Intelligence can be broken into two components: (1) fluid capabilities that relate to processing speed that is highest as a young adult and gradually decreases with age; and (2) crystallized capabilities that relate to the wisdom gained over time that peaks with age at approximately 60 years old (Murman, 2015) . Future combat aircraft are likely to outpace even the best human’s response times for simple actions controlled by the narrow AI. For example, consider how much quicker a simple electronic calculator over most people for relatively simple long division or multiplication. However, the future fighter aircraft won’t have the general AI to manage a complex mission.



Future combat aircraft with narrow AI will reduce the pilot’s need to be actively engaging with the aircraft, leaving the pilot in a position where they could end up asleep at the wheel.
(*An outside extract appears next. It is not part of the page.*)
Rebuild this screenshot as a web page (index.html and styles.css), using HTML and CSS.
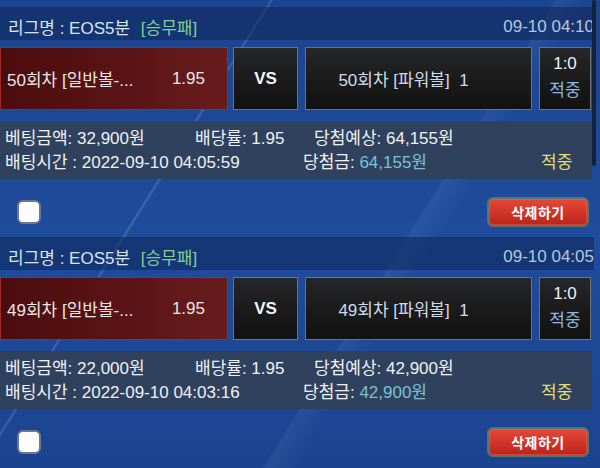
FILE: index.html
```html
<!DOCTYPE html>
<html lang="ko">
<head>
    <meta charset="UTF-8">
    <meta name="viewport" content="width=device-width, initial-scale=1.0">
    <title>배팅내역</title>
    <link rel="stylesheet" href="styles.css">
</head>
<body>
    <div class="scroll-thumb"></div>

    <div class="bet-list">
        <!-- 50회차 -->
        <div class="bet">
            <div class="bet-head">
                <div class="league">리그명 : EOS5분 <span class="type">[승무패]</span></div>
                <div class="date">09-10 04:10</div>
            </div>
            <div class="match">
                <div class="home picked">
                    <span class="team">50회차 [일반볼-...</span>
                    <span class="odd">1.95</span>
                </div>
                <div class="vs">VS</div>
                <div class="away">50회차 [파워볼]&nbsp; 1</div>
                <div class="score">
                    <span>1:0</span>
                    <span class="result">적중</span>
                </div>
            </div>
            <div class="info">
                <div class="info-row">
                    <span class="c1">베팅금액: 32,900원</span>
                    <span class="c2">배당률: 1.95</span>
                    <span>당첨예상: 64,155원</span>
                </div>
                <div class="info-row">
                    <span class="c3">배팅시간 : 2022-09-10 04:05:59</span>
                    <span class="c4">당첨금: <em class="win">64,155원</em></span>
                    <span class="hit">적중</span>
                </div>
            </div>
            <div class="bet-foot">
                <div class="check"></div>
                <button class="del-btn">삭제하기</button>
            </div>
        </div>

        <!-- 49회차 -->
        <div class="bet">
            <div class="bet-head">
                <div class="league">리그명 : EOS5분 <span class="type">[승무패]</span></div>
                <div class="date">09-10 04:05</div>
            </div>
            <div class="match">
                <div class="home picked">
                    <span class="team">49회차 [일반볼-...</span>
                    <span class="odd">1.95</span>
                </div>
                <div class="vs">VS</div>
                <div class="away">49회차 [파워볼]&nbsp; 1</div>
                <div class="score">
                    <span>1:0</span>
                    <span class="result">적중</span>
                </div>
            </div>
            <div class="info">
                <div class="info-row">
                    <span class="c1">베팅금액: 22,000원</span>
                    <span class="c2">배당률: 1.95</span>
                    <span>당첨예상: 42,900원</span>
                </div>
                <div class="info-row">
                    <span class="c3">배팅시간 : 2022-09-10 04:03:16</span>
                    <span class="c4">당첨금: <em class="win">42,900원</em></span>
                    <span class="hit">적중</span>
                </div>
            </div>
            <div class="bet-foot">
                <div class="check"></div>
                <button class="del-btn">삭제하기</button>
            </div>
        </div>
    </div>
</body>
</html>
```

FILE: styles.css
```css
body {
    margin: 0;
    font-family: "Liberation Sans", "Noto Sans CJK KR", sans-serif;
    font-size: 17px;
    color: #eef1f5;
    background-color: #1d4996;
    background-image:
        linear-gradient(122deg, transparent 30.2%, rgba(190, 210, 240, 0.22) 30.4%, transparent 30.7%),
        linear-gradient(122deg, transparent 62%, rgba(120, 160, 220, 0.12) 62.5%, transparent 66%),
        linear-gradient(180deg, #1c4590 0%, #1f4c9b 50%, #1b4490 100%);
    height: 468px;
    overflow: hidden;
    position: relative;
}

/* overlay scrollbar thumb */
.scroll-thumb {
    position: absolute;
    top: 0;
    left: 592px;
    width: 4px;
    height: 166px;
    border-radius: 2px;
    background: #14233a;
}

.bet-list {
    width: 592px;
    padding-top: 7px;
}

.bet {
    height: 230px;
}

.bet-head {
    height: 33px;
    display: flex;
    align-items: center;
    justify-content: space-between;
    padding: 0 0 0 8px;
    background: rgba(14, 38, 88, 0.55);
    margin-right: -2px;
}

.league {
    color: #dde4ee;
    padding-top: 6px;
}

.type {
    color: #84cf96;
    margin-left: 6px;
}

.date {
    color: #b8c6da;
    padding-top: 6px;
}

.match {
    display: flex;
    height: 63px;
    margin-top: 7px;
}

.home {
    width: 228px;
    box-sizing: border-box;
    border: 1px solid #a2282a;
    background: linear-gradient(90deg, #4b0c0d 0%, #5c1516 60%, #681d1d 100%);
    display: flex;
    align-items: center;
    justify-content: space-between;
    padding: 0 22px 0 6px;
    color: #e9e6e6;
}

.vs,
.away,
.score {
    box-sizing: border-box;
    border: 1px solid #6f7378;
    background: linear-gradient(180deg, #262728 0%, #1a1a1b 55%, #121212 100%);
}

.vs {
    width: 65px;
    margin-left: 5px;
    display: flex;
    align-items: center;
    justify-content: center;
    font-weight: bold;
    color: #f4f4f4;
}

.away {
    width: 227px;
    margin-left: 7px;
    display: flex;
    align-items: center;
    justify-content: center;
    padding-right: 30px;
    color: #cfdcec;
}

.score {
    width: 52px;
    margin-left: 7px;
    display: flex;
    flex-direction: column;
    align-items: center;
    justify-content: center;
    gap: 2px;
    padding-bottom: 2px;
    color: #eef1f5;
}

.score .result {
    color: #8fb8e2;
}

.info {
    margin-top: 11px;
    height: 58px;
    box-sizing: border-box;
    padding: 6px 0 0 5px;
    background: #30415e;
}

.info-row {
    display: flex;
    height: 24px;
    line-height: 24px;
    white-space: nowrap;
}

.c1 { width: 190px; }
.c2 { width: 119px; }
.c3 { width: 298px; }
.c4 { width: 238px; }

.win {
    font-style: normal;
    color: #74c4d6;
}

.hit {
    color: #e6df76;
}

.bet-foot {
    height: 58px;
    box-sizing: border-box;
    padding: 7px 3px 0 17px;
    display: flex;
    align-items: center;
    justify-content: space-between;
}

.check {
    width: 20px;
    height: 20px;
    border: 2px solid #6f7789;
    border-radius: 6px;
    background: #fdfdfd;
}

.del-btn {
    width: 102px;
    height: 30px;
    border: 2px solid #55756f;
    border-radius: 6px;
    background: linear-gradient(180deg, #e4493a 0%, #d2352a 50%, #b9251c 100%);
    box-shadow: inset 0 0 0 1px rgba(255, 120, 100, 0.35);
    color: #ffffff;
    font-family: "Liberation Sans", "Noto Sans CJK KR", sans-serif;
    font-size: 14px;
    font-weight: bold;
    letter-spacing: 0.5px;
    padding: 0;
}
```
Attention from the lone pilot could drift to nothing with the aircraft autonomously flying the plane on mission and the pilot just maintaining situational awareness. Even now, there are many examples of pilots who have fallen asleep with the aircraft on autopilot. Keeping the future pilot engaged in the situation and ready to respond will be necessary.



I envision that the future combat pilot is likely to be similar to those currently serving, but more likely that of senior pilots who have the knowledge and wisdom to control a broader battle. This changes the emphasis on how junior pilots need to be trained so that they are better at managing a battle: crystallized capabilities for broad management of the battle over fluid capabilities for flying a plane. So how does the future Air Force combat pilot training adapt to: be better at managing the broader battle; remain alert; ethically fight; and pilot the aircraft when needed to safely return their team (both humans and machines) back to base at the end of the mission?